Peu à peu il a vendu presque tous ses biens de Champagne ; il s’est même défait de la maison patrimoniale de Château-Thierry. Sans doute, il jouit toujours du logis que lui a gardé Mme de La Sablière ; il ne le quittera qu’après la mort de son amie. Là il s’est fait un intérieur à son goût. Les bustes des grands philosophes de l’antiquité décorent la chambre où il a coutume de recevoir ses amis, Vergier, Saint-Dié, Hervart et pour donner à ceux-ci le plaisir d’un peu de musique, il a fait apporter un clavecin ; une « Chloris » vient y chanter des chansons.


La Chloris est jolie, et jeune, et sa personne
Pourroit bien ramoner l’amour
Au philosophique séjour.
Je l’en avois banni ; si Chloris le ramène,
Elle aura chansons pour chansons[1].


Mais il est peu probable que Mme La Sablière ait consenti à faire les frais des philosophes en terre cuite, du clavecin, et je n’ose ajouter, de la Chloris.

Pour sortir d’embarras, à défaut des bienfaits du Roi, un seul moyen lui restait, celui dont alors tous les poètes usaient sans vergogne.

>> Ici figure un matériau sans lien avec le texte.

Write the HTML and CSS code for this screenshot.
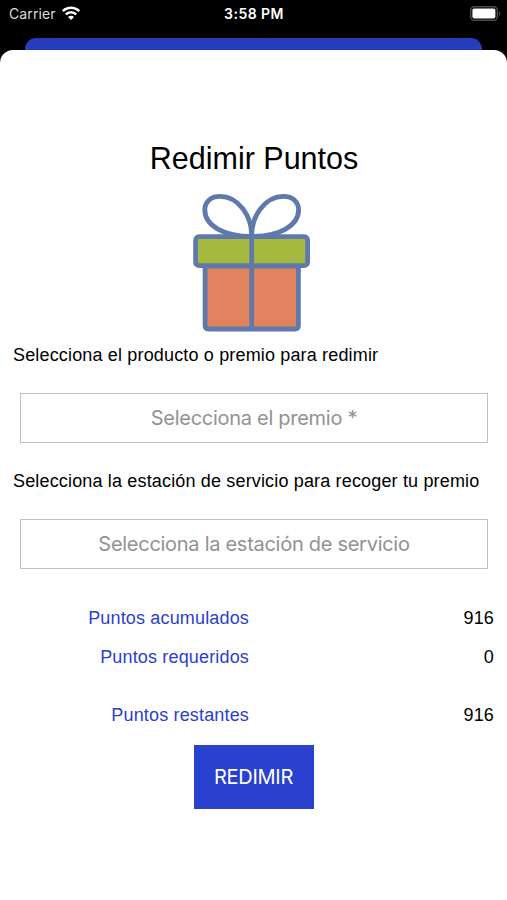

On ne peut trop louer trois sortes de personnes :
Les Dieux, sa maîtresse et son roi,


dit La Fontaine. Là-dessus il raconte comment, pour reconnaître les louanges dont Simonide les avait comblés, Castor et Pollux donneront à leur poète un avis opportun et lui épargnèrent de recevoir un plafond sur la tête ; puis il conclut :


Je reviens à mon texte, et dis premièrement
Qu’on ne saurait manquer de louer largement
Les Dieux et leurs pareils ; de plus, que Melpomène,
Souvent, sans déroger, trafique de sa peine ;
Enfin qu’on doit tenir notre art en quelque prix.
Les grands se font honneur dès lors qu’ils nous font grâce :

  1. Lettre à M. de Bonrepaus, 31 août 1687.